Both cost functions require additional constraints to prevent creation of
leaves that, although apparently high in signal percentage, have so few
events as to render them statistically meaningless. We implement these
constraints by substituting the true value of \Q\ for unacceptable
hyperplanes with a large positive constant, which thus leads to their
rejection.

Aside from its use in selecting between candidate hyperplanes,
the cost function \Q\ makes possible the {\it optimization} of a candidate
hyperplane. Rotating and translating the hyperplane, by modifying the \ai\
and \b\ respectively, shifts events from one side of the
hyperplane to  the other, increasing or decreasing $S_l$, $B_r$, etc., and
thus $Q=Q(S_l, B_l, S_r, B_r)$ as well. Continuous or discrete
optimization may be carried out to minimize \Q\ by appropriately adjusting
\ai\ and \b. If the training sets are sufficiently large to permit
interpolation
 of sorts, continuous
optimization is preferable to a discrete algorithm. Following the prescription
of \Ref{brentpaper}, $Q$ can be transformed into an analytic function
of the hyperplane coordinates $\{a_i,b\}$ by means of the following
approximations of $S_l$ and $B_r$:
$$
\EQNalign{
	S_l &= S_l(a_i, b) \cr
		&= \sum_{x_i \in \Omega_S} \half
			\left[ 1 + \tanh{\treetanh} \right] \cr
	B_r &= S_r(a_i, b) \cr
		&= \sum_{x_i \in \Omega_B} \half
			\left[ 1 - \tanh{\treetanh} \right], \EQN approx \cr}
$$
with analogous subtitutions made for $S_r$ and $B_l$. To simulate the
pre-cut signal to background ratio for training purposes, we furthermore
modified \Eq{approx} by $B_l \to K B_l$, $B_r \to K B_r$, where the
scaling factor $K$ is
$$
	K =
		{\lpar S \over B \rpar}_{\rm train}
		{\lpar S \over B \rpar}_{\rm actual}^{-1}.
		\EQN scale
$$
The first ratio is simply that of the number of signal events
used in training to that of background events, and the second is the
theoretically or experimentally known value of the pre-cut signal to
background ratio. As the temperature parameter $T \to 0$, the first line
of \Eq{approx} estimates the number of events in the signal set \sig\ that
fall on the side arbitrarily designated as the "left",
while the second line with an oppositely signed $\tanh$ term
(and multiplied by the factor $K$) gives an approximate {\it
scaled} count of background events on the right side.
With these differentiable approximations of
$S_l$, $B_l$, $S_r$, and $B_r$, \Q\ itself becomes a differentiable
function of \ai\ and \b. To minimize \Q\ and simultaneously optimize the
hyperplane, we employed the Polak-Ribiere algorithm for conjugate gradient
minimization.\cite{numrecipes} As with the exact form of \Q,
to take into account the limited size and accuracy of the training sets,
we substituted the value of \Q\ computed
 from  \Eqs{brentcost} or \Ep{ourcost} with a large positive constant if, for
example, a candidate hyperplane would leave either created branch with
less than a user-defined minimum of events.

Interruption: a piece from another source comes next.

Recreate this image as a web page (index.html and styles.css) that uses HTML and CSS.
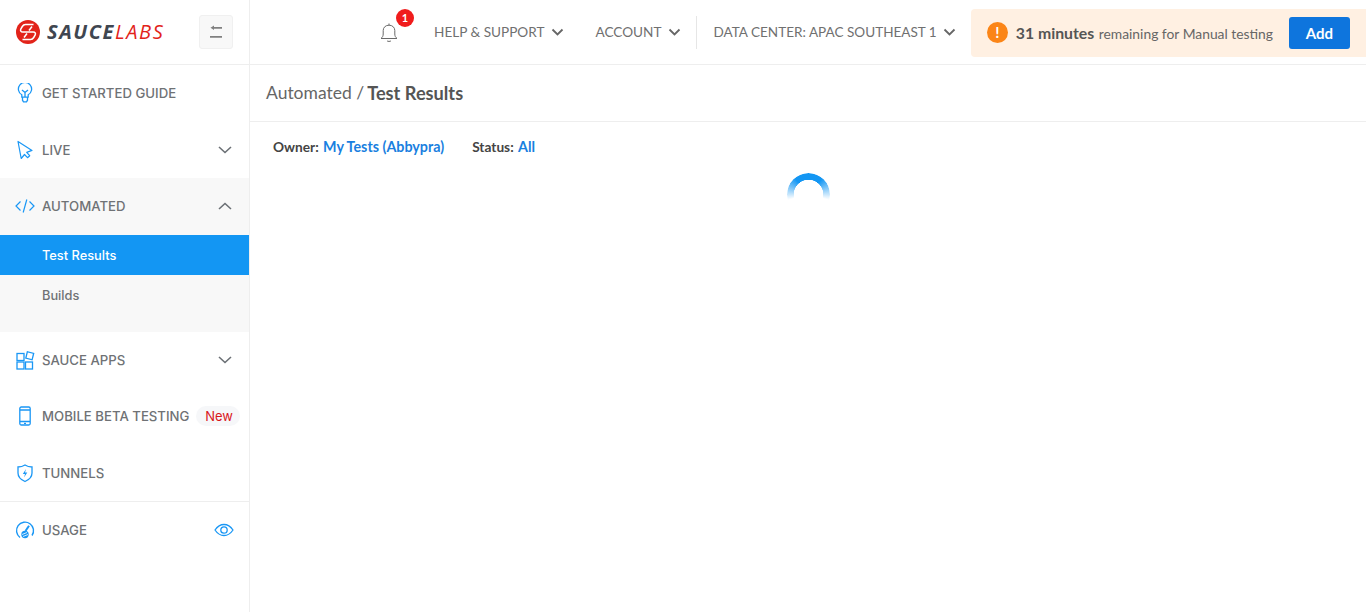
FILE: index.html
```html
<!DOCTYPE html>
<html lang="en">

<head>
    <meta charset="UTF-8">
    <title>Test Results</title>
    <link rel="stylesheet" href="styles.css">
</head>

<body>
    <aside class="sidebar">
        <div class="logo-bar">
            <div class="logo">
                <svg class="logo-mark" viewBox="0 0 24 24">
                    <circle cx="12" cy="12" r="12" fill="#e2231a"/>
                    <path d="M17.500 4.500H9.500c-1.500 0-2.500.8-3.200 2L4.800 9c-.8 1.600.2 3 1.900 3h10.600c1.700 0 2.700 1.400 1.900 3l-1.500 2.500c-.7 1.200-1.700 2-3.200 2h-8M16 6.500l-3 4M11 13.500l-3 4" fill="none" stroke="#fff" stroke-width="1.500"/>
                </svg>
                <span class="logo-text"><b>SAUCE</b><i>LABS</i></span>
            </div>
            <button class="collapse-btn">
                <svg viewBox="0 0 14 14" width="14" height="14">
                    <path d="M4 2.800h9M1 11.800h12" fill="none" stroke="#808080" stroke-width="1.800"/>
                    <path d="M1.500 2.800 5 .6v4.400z" fill="#808080"/>
                </svg>
            </button>
        </div>

        <a class="nav-item">
            <svg class="nav-icon" viewBox="0 0 20 20"><path d="M6.800 14.200v-2.400a6.600 6.600 0 1 1 6.400 0v2.400zM7.500 14.200v3l1 1.600h3l1-1.600v-3M7 7l3 2.500L13 7M10 9.500v4.700" fill="none" stroke="#1a97f5" stroke-width="1.300"/></svg>
            <span>GET STARTED GUIDE</span>
        </a>
        <a class="nav-item tall">
            <svg class="nav-icon" viewBox="0 0 20 20"><path d="M3 1.500 6.200 18.500l3.300-4 3 3.200 2.200-2-3-3.300 5.300-2z" fill="none" stroke="#1a97f5" stroke-width="1.200" stroke-linejoin="round"/></svg>
            <span>LIVE</span>
            <svg class="chevron" viewBox="0 0 14 8"><path d="M1 1l6 5.500L13 1" fill="none" stroke="#6b7075" stroke-width="1.600"/></svg>
        </a>
        <div class="nav-group">
            <a class="nav-item tall group-head">
                <svg class="nav-icon" viewBox="0 0 20 20"><path d="M5.500 5.500 1 10l4.500 4.500M14.500 5.500 19 10l-4.500 4.500M11.800 3.500 8.200 16.500" fill="none" stroke="#1a97f5" stroke-width="1.200"/></svg>
                <span>AUTOMATED</span>
                <svg class="chevron" viewBox="0 0 14 8"><path d="M1 7l6-5.500L13 7" fill="none" stroke="#6b7075" stroke-width="1.600"/></svg>
            </a>
            <a class="sub-item active">Test Results</a>
            <a class="sub-item">Builds</a>
        </div>
        <a class="nav-item">
            <svg class="nav-icon" viewBox="0 0 20 20"><g fill="none" stroke="#1a97f5" stroke-width="1.300"><rect x="2" y="3.500" width="7" height="7"/><rect x="2" y="12" width="7" height="7"/><rect x="10.500" y="12" width="7" height="7"/><rect x="11.500" y="2.500" width="6.500" height="6.500" transform="rotate(14 14.700 5.700)"/></g></svg>
            <span>SAUCE APPS</span>
            <svg class="chevron" viewBox="0 0 14 8"><path d="M1 1l6 5.500L13 1" fill="none" stroke="#6b7075" stroke-width="1.600"/></svg>
        </a>
        <a class="nav-item">
            <svg class="nav-icon" viewBox="0 0 20 20"><g fill="none" stroke="#1a97f5" stroke-width="1.300"><rect x="4.800" y="1" width="10.400" height="18" rx="1.500"/><path d="M5 4h10M5 15.500h10"/></g><rect x="9" y="16.800" width="2" height="1.200" fill="#1a97f5"/></svg>
            <span>MOBILE BETA TESTING</span>
            <span class="new-badge">New</span>
        </a>
        <a class="nav-item tall">
            <svg class="nav-icon" viewBox="0 0 20 20"><path d="M10 2c2 1.300 4.500 2 7 2v6c0 4-3 6.800-7 8.500C6 16.800 3 14 3 10V4c2.500 0 5-.7 7-2z" fill="none" stroke="#1a97f5" stroke-width="1.300"/><path d="M11 6 7.800 11H10l-1 3.500L12.300 9.500H10z" fill="#1a97f5"/></svg>
            <span>TUNNELS</span>
        </a>
        <a class="nav-item tall usage">
            <svg class="nav-icon" viewBox="0 0 20 20"><path d="M5 17.500A8.500 8.500 0 1 1 17 15.500" fill="none" stroke="#1a97f5" stroke-width="1.400"/><path d="M14 5.800 10.500 11" stroke="#1a97f5" stroke-width="2"/><circle cx="10" cy="14.500" r="3.700" fill="#1a97f5"/><path d="M7 14.500l5-2M8 16.500l5-2" stroke="#fff" stroke-width=".8"/></svg>
            <span>USAGE</span>
            <svg class="eye" viewBox="0 0 20 14"><path d="M1 7c2.500-3.700 5.500-5.500 9-5.500S16.500 3.300 19 7c-2.500 3.700-5.500 5.500-9 5.500S3.500 10.700 1 7z" fill="none" stroke="#1a97f5" stroke-width="1.300"/><circle cx="10" cy="7" r="3.200" fill="none" stroke="#1a97f5" stroke-width="1.300"/></svg>
        </a>
    </aside>

    <div class="content">
        <header class="topbar">
            <div class="bell">
                <svg viewBox="0 0 18 22" width="18" height="22"><path d="M1 17.500c1.500-1.200 2.200-2.500 2.200-4.500V9.500C3.200 6.500 5.500 4.200 9 4.200s5.800 2.300 5.800 5.300V13c0 2 .7 3.300 2.200 4.500zM9 4.200V2.500M7 19.800c.5.800 3.500.8 4 0" fill="none" stroke="#6a6a6a" stroke-width="1"/></svg>
                <span class="bell-count">1</span>
            </div>
            <a class="top-link help">HELP &amp; SUPPORT
                <svg class="top-chev" viewBox="0 0 12 8"><path d="M1 1.500l5 5 5-5" fill="none" stroke="#666" stroke-width="1.800"/></svg>
            </a>
            <a class="top-link account">ACCOUNT
                <svg class="top-chev" viewBox="0 0 12 8"><path d="M1 1.500l5 5 5-5" fill="none" stroke="#666" stroke-width="1.800"/></svg>
            </a>
            <a class="top-link data-center">DATA CENTER: APAC SOUTHEAST 1
                <svg class="top-chev" viewBox="0 0 12 8"><path d="M1 1.500l5 5 5-5" fill="none" stroke="#666" stroke-width="1.800"/></svg>
            </a>
            <div class="minutes">
                <span class="warn">!</span>
                <span class="minutes-text"><b>31 minutes</b> remaining for Manual testing</span>
                <button class="add-btn">Add</button>
            </div>
        </header>

        <div class="breadcrumb">Automated / <b>Test Results</b></div>

        <div class="filters">
            <span class="filter">Owner: <a>My Tests (Abbypra)</a></span>
            <span class="filter">Status: <a>All</a></span>
        </div>

        <div class="spinner-wrap">
            <div class="spinner"></div>
        </div>
    </div>
</body>

</html>
```

FILE: styles.css
```css
* {
    box-sizing: border-box;
}

html,
body {
    height: 100%;
}

body {
    margin: 0;
    display: flex;
    overflow: hidden;
    background: #fff;
    font-family: Lato, "Open Sans", sans-serif;
    color: #555;
}

/* sidebar */
.sidebar {
    width: 250px;
    flex: none;
    border-right: 1px solid #eee;
}

.logo-bar {
    height: 65px;
    border-bottom: 1px solid #eee;
    display: flex;
    align-items: center;
    justify-content: space-between;
    padding: 0 16px 1px 16px;
}

.logo {
    display: flex;
    align-items: center;
    gap: 7px;
}

.logo-mark {
    width: 24px;
    height: 24px;
}

.logo-text {
    font-family: "Open Sans", sans-serif;
    font-size: 20px;
    letter-spacing: 1.600px;
    font-style: italic;
    line-height: 24px;
}

.logo-text b {
    color: #3f4650;
    font-weight: 700;
}

.logo-text i {
    color: #e2231a;
    font-weight: 400;
}

.collapse-btn {
    width: 34px;
    height: 34px;
    padding: 0;
    background: #f8f8f8;
    border: 1px solid #f0f0f0;
    border-radius: 3px;
    display: flex;
    align-items: center;
    justify-content: center;
}

.nav-item {
    height: 56px;
    display: flex;
    align-items: center;
    padding: 0 17px 0 16px;
    font-family: Inter, sans-serif;
    font-size: 13.200px;
    font-weight: 500;
    color: #6f7275;
}

.nav-item.tall {
    height: 57px;
}

.nav-item.group-head {
    padding-bottom: 1px;
}

.nav-icon {
    width: 20px;
    height: 20px;
    flex: none;
    margin-right: 7px;
    margin-left: -1px;
}

.chevron {
    width: 14px;
    height: 8px;
    margin-left: auto;
}

.eye {
    width: 20px;
    height: 14px;
    margin-left: auto;
    margin-right: -2px;
}

.nav-group {
    background: #f8f8f8;
    height: 154px;
}

.sub-item {
    display: flex;
    align-items: center;
    height: 40px;
    padding: 1px 0 0 42px;
    font-family: Inter, sans-serif;
    font-size: 12.800px;
    font-weight: 500;
    color: #6f7275;
}

.sub-item.active {
    background: #1396f3;
    color: #fff;
}

.new-badge {
    margin-left: auto;
    margin-right: -8px;
    padding: 2px 7px 2px 9px;
    border-radius: 10px;
    background: #f6f7f9;
    color: #d9161b;
    font-size: 13px;
    font-weight: 400;
}

.usage {
    border-top: 1px solid #eee;
}

/* top bar */
.content {
    flex: 1;
    min-width: 0;
}

.topbar {
    height: 65px;
    border-bottom: 1px solid #eee;
    display: flex;
    align-items: center;
}

.bell {
    position: relative;
    margin-left: 130px;
    width: 18px;
    height: 22px;
}

.bell-count {
    position: absolute;
    left: 16px;
    top: -12px;
    width: 18px;
    height: 18px;
    border-radius: 50%;
    background: #f01c1c;
    color: #fff;
    font-size: 11px;
    font-weight: 700;
    line-height: 18px;
    text-align: center;
}

.top-link {
    display: flex;
    align-items: center;
    padding-bottom: 1px;
    font-size: 13.600px;
    color: #707070;
    white-space: nowrap;
}

.top-chev {
    width: 13px;
    height: 8px;
    margin-left: 7px;
}

.help {
    margin-left: 36px;
}

.account {
    margin-left: 31px;
}

.data-center {
    margin-left: 15px;
    padding-left: 16px;
    height: 33px;
    border-left: 1px solid #e6e6e6;
    font-size: 13.550px;
}

.data-center .top-chev {
    margin-left: 6px;
}

.minutes {
    margin-left: 15px;
    flex: 1;
    height: 48px;
    margin-top: 1px;
    background: #fff0e2;
    border-radius: 4px 0 0 4px;
    display: flex;
    align-items: center;
    padding-left: 16px;
}

.warn {
    width: 21px;
    height: 21px;
    border-radius: 50%;
    background: #fb8517;
    color: #fff;
    font-weight: 700;
    font-size: 15px;
    line-height: 21px;
    text-align: center;
    flex: none;
}

.minutes-text {
    margin-left: 8px;
    font-size: 13.850px;
    color: #666;
    white-space: nowrap;
}

.minutes-text b {
    margin-right: 1px;
    font-size: 15.800px;
    color: #555;
}

.add-btn {
    margin-left: 16px;
    width: 61px;
    height: 32px;
    border: 0;
    border-radius: 3px;
    background: #0e75dd;
    color: #fff;
    font-family: inherit;
    font-size: 15px;
    font-weight: 700;
}

/* main */
.breadcrumb {
    height: 57px;
    border-bottom: 1px solid #eee;
    display: flex;
    align-items: center;
    gap: 3px;
    padding: 0 0 1px 16px;
    font-size: 17.500px;
    color: #666;
}

.breadcrumb b {
    font-size: 18.200px;
    color: #555;
}

.filters {
    display: flex;
    gap: 28px;
    padding: 16px 0 0 23px;
    font-size: 13.700px;
    font-weight: 700;
    color: #444;
    line-height: 17px;
}

.filter a {
    margin-left: 1px;
    font-size: 14.300px;
    color: #1a7fe0;
}

.spinner-wrap {
    display: flex;
    justify-content: center;
    padding: 18px 0 0 0;
}

.spinner {
    width: 43px;
    height: 43px;
    border-radius: 50%;
    background: conic-gradient(from -105deg, rgba(19, 150, 243, 0) 0deg, #1396f3 65deg, #1396f3 145deg, rgba(19, 150, 243, 0) 210deg, rgba(19, 150, 243, 0) 360deg);
    -webkit-mask: radial-gradient(circle, transparent 14.500px, #000 15px);
    mask: radial-gradient(circle, transparent 14.500px, #000 15px);
}
```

Finally, we remark that by restricting hyperplanes to lie along
coordinate axes as in simplified cuts (by requiring all \ai\ but one,
\aio, to be equal to zero) and by replacing the $(N+1)$-dimensional
optimization of $\{a_i, b\}$ with a line optimization of \b\ alone, the
resulting algorithm is that of the \kd\ tree.\cite{kdtree} This type of
decision tree has in fact already obtained successful results in high-energy
physics, having been employed in Mark~II and Mark~III to discriminate
between electrons and pions.\cite{dorfan} The \kd\ tree demands less
cpu time for training than the binary decision tree discussed in
Section~\use{sect.results} at the cost of a generally larger number of
hyperplanes required for comparable performance.





\section{Neural Networks \label{sect.neural}}

This Section provides only the detail necessary to give some perspective
on the differences between  neural networks, binary decision trees, and
more conventional methods of separating signal from background.
A more complete introduction to neural networks may be found in \Ref{topnet}
and the references therein.
Consideration here is limited to the neural network architecture/training
method most commonly used in pattern recognition with supervised training,
the forward-feed back-propagation neural network.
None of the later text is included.